The number of Hindus in the Mughal army in his time was almost equal to Muslims. Jai Singh - a Rajput - was one of most famous generals in his army. Aurangzeb desired to make Shivaji a general of the most celebrated army contingent  and send him to Kabul to subdue Afghan rebels. It was not the British who abolished the Hindu custom of burning widowed wives on the funeral pyre of their husbands, It was Aurangzeb who issued a farman against it in 1666 outlawing sati.

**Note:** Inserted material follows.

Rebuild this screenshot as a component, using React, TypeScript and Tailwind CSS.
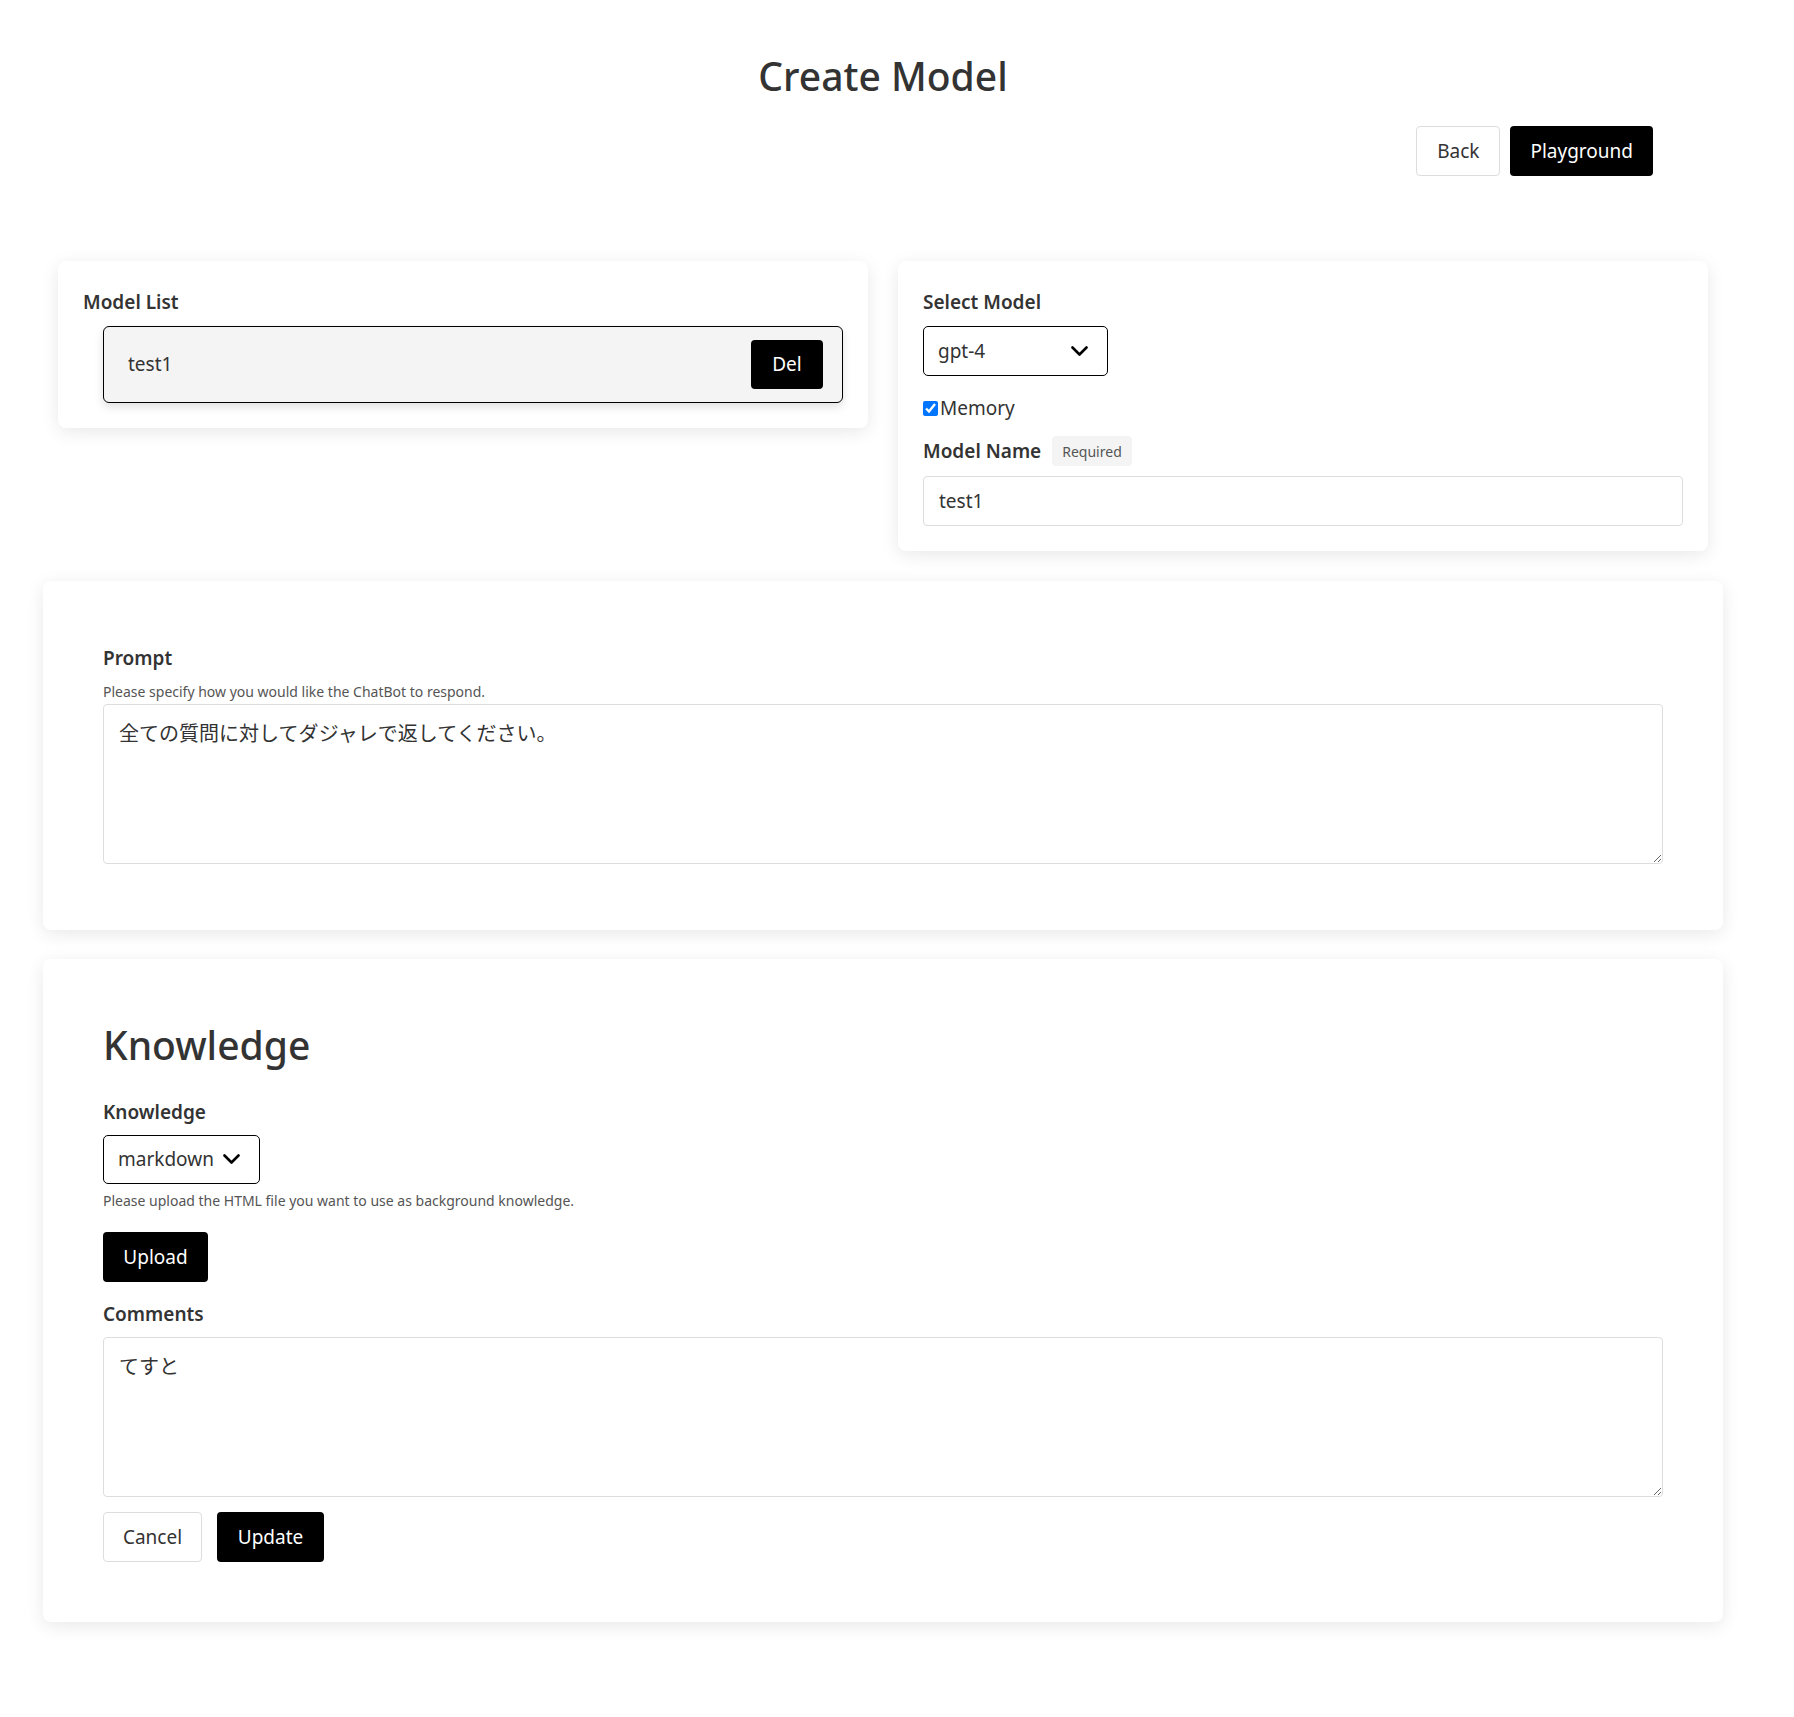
import { useState } from "react"

function Chevron() {
  return (
    <svg width="17" height="11" viewBox="0 0 17 11" fill="none" className="shrink-0">
      <path d="M1.5 1.5 8.5 8.5 15.5 1.5" stroke="#000" strokeWidth="2.6" strokeLinecap="round" strokeLinejoin="round" />
    </svg>
  )
}

function FakeSelect({ value, className }: { value: string; className: string }) {
  return (
    <div
      className={`flex items-center justify-between rounded-[5px] border border-black bg-white pl-[14px] pr-[19px] text-[19px] text-[#333] ${className}`}
    >
      <span>{value}</span>
      <Chevron />
    </div>
  )
}

function Label({ children }: { children: React.ReactNode }) {
  return <div className="text-[19px] font-semibold leading-[30px] text-[#333]">{children}</div>
}

export default function App() {
  const [memory, setMemory] = useState(true)

  return (
    <div
      className="min-h-screen bg-white text-[#333]"
      style={{ fontFamily: '"Noto Sans", "Noto Sans CJK JP", sans-serif' }}
    >
      <div className="w-[1766px] pb-[96px]">
        <div className="mx-auto w-[1680px]">
          <h1 className="pt-[48px] text-center text-[39px] font-medium leading-[56px] text-[#333]">Create Model</h1>

          <div className="mt-[22px] flex justify-end gap-[10px] pr-[70px]">
            <button className="h-[50px] rounded-[4px] border border-[#ddd] bg-white px-[20px] text-[19px] text-[#333]">
              Back
            </button>
            <button className="h-[50px] rounded-[4px] bg-black px-[20px] text-[19px] text-white">Playground</button>
          </div>

          <div className="mt-[85px] grid grid-cols-2 items-start gap-[30px] px-[15px]">
            <section className="rounded-[8px] bg-white px-[25px] pb-[25px] pt-[26px] shadow-[0_4px_18px_rgba(0,0,0,0.09)]">
              <Label>Model List</Label>
              <ul className="mt-[9px] pl-[20px]">
                <li className="flex h-[77px] items-center justify-between rounded-[6px] border border-black bg-[#f4f4f4] pl-[24px] pr-[19px] shadow-[0_4px_10px_rgba(0,0,0,0.12)]">
                  <span className="text-[19px] text-[#333]">test1</span>
                  <button className="h-[49px] w-[72px] rounded-[4px] bg-black text-[19px] text-white">Del</button>
                </li>
              </ul>
            </section>

            <section className="rounded-[8px] bg-white px-[25px] pb-[25px] pt-[26px] shadow-[0_4px_18px_rgba(0,0,0,0.09)]">
              <Label>Select Model</Label>
              <FakeSelect value="gpt-4" className="mt-[9px] h-[50px] w-[185px]" />
              <label className="mt-[20px] flex h-[24px] items-center text-[19px] text-[#333]">
                <input
                  type="checkbox"
                  checked={memory}
                  onChange={(e) => setMemory(e.target.checked)}
                  className="m-0 mr-[2px] h-[15px] w-[15px] accent-[#0075ff]"
                />
                Memory
              </label>
              <div className="mt-[16px] flex items-center gap-[11px]">
                <Label>Model Name</Label>
                <span className="flex h-[30px] items-center rounded-[4px] bg-[#f4f4f4] px-[10px] text-[14px] text-[#555]">
                  Required
                </span>
              </div>
              <input
                defaultValue="test1"
                className="mt-[10px] h-[50px] w-full rounded-[4px] border border-[#ddd] px-[15px] text-[19px] text-[#333] outline-none"
              />
            </section>
          </div>

          <section className="mt-[30px] rounded-[8px] bg-white px-[60px] pb-[66px] pt-[62px] shadow-[0_4px_18px_rgba(0,0,0,0.09)]">
            <Label>Prompt</Label>
            <p className="mt-[9px] text-[14px] leading-[20px] text-[#555]">
              Please specify how you would like the ChatBot to respond.
            </p>
            <textarea
              defaultValue="全ての質問に対してダジャレで返してください。"
              className="mt-[2px] block h-[160px] w-full rounded-[4px] border border-[#ddd] px-[15px] py-[14px] text-[20px] leading-[30px] text-[#333] outline-none"
            />
          </section>

          <section className="mt-[29px] rounded-[8px] bg-white px-[60px] pb-[60px] pt-[62px] shadow-[0_4px_18px_rgba(0,0,0,0.09)]">
            <h2 className="text-[39px] font-medium leading-[48px] text-[#333]">Knowledge</h2>
            <div className="mt-[28px]">
              <Label>Knowledge</Label>
            </div>
            <FakeSelect value="markdown" className="mt-[8px] h-[49px] w-[157px]" />
            <p className="mt-[7px] text-[14px] leading-[20px] text-[#555]">
              Please upload the HTML file you want to use as background knowledge.
            </p>
            <button className="mt-[21px] h-[50px] w-[105px] rounded-[4px] bg-black text-[19px] text-white">Upload</button>
            <div className="mt-[17px]">
              <Label>Comments</Label>
            </div>
            <textarea
              defaultValue="てすと"
              className="mt-[8px] block h-[160px] w-full rounded-[4px] border border-[#ddd] px-[15px] py-[14px] text-[20px] leading-[30px] text-[#333] outline-none"
            />
            <div className="mt-[15px] flex gap-[15px]">
              <button className="h-[50px] w-[99px] rounded-[4px] border border-[#ddd] bg-white text-[19px] text-[#333]">
                Cancel
              </button>
              <button className="h-[50px] w-[107px] rounded-[4px] bg-black text-[19px] text-white">Update</button>
            </div>
          </section>
        </div>
      </div>
    </div>
  )
}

The haters of Aurangzeb level the charge against him that he destroyed Hindu temples. In Deccan, where he campaigned against Shivaji, he did not touch a single temple. Unimpeachable evidence is available showing that Aurangzeb donated lavishly to Umanand temple in Guwahati, Jangum Badi Shiva mandir in Varanasi and Someshwar Nath Mahadev mandir in Prayag.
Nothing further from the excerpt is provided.